ABSTRACT Sodium metal batteries (SMBs) are regarded as promising candidates for next‐generation energy storage systems owing to their high theoretical energy density and low cost. However, their practical development is hindered by the instability of the electrode–electrolyte interphase (EEI), particularly under high‐voltage operation. Herein, we investigate the interfacial regulation mechanism of the bifunctional additive prop‐1‐ene‐1,3‐sultone (PES) in high‐voltage SMBs by employing Na metal || NaNi 1/3 Fe 1/3 Mn 1/3 O 2 (NFM) full cells. Theoretical calculations and molecular dynamics simulations reveal that PES molecules preferentially undergo reduction and oxidation at the Na metal anode and NFM cathode interfaces, respectively, owing to their low LUMO and high HOMO energy levels.

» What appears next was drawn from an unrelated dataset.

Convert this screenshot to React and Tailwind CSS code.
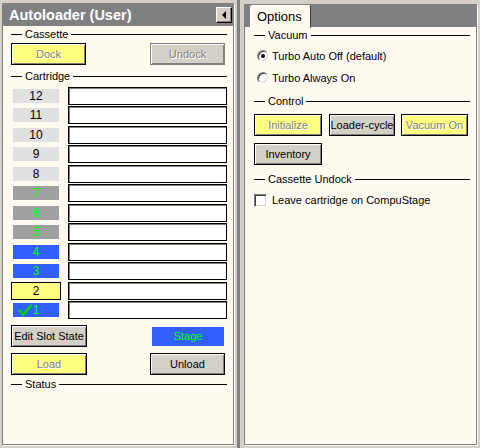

Furthermore, the highly polar sultone ring of PES can penetrate the primary Na + solvation sheath, enhance PF 6 − coordination in the inner solvation structure, and promote the formation of an inorganic‐rich EEI enriched in NaF and Na x SO y species. Consequently, batteries employing an electrolyte containing 1 wt% PES deliver a capacity retention of 82.5% after 300 cycles between 2.0 and 4.3 V, accompanied by an average Coulombic efficiency of 99.88%. Even at a high cut‐off voltage of 4.4 V, the capacity retention remains 80% after 150 cycles. This work provides a mechanistic understanding that may guide the rational design of electrolytes for high‐voltage SMBs based on synergistic solvation‐structure regulation and interfacial‐chemistry optimization.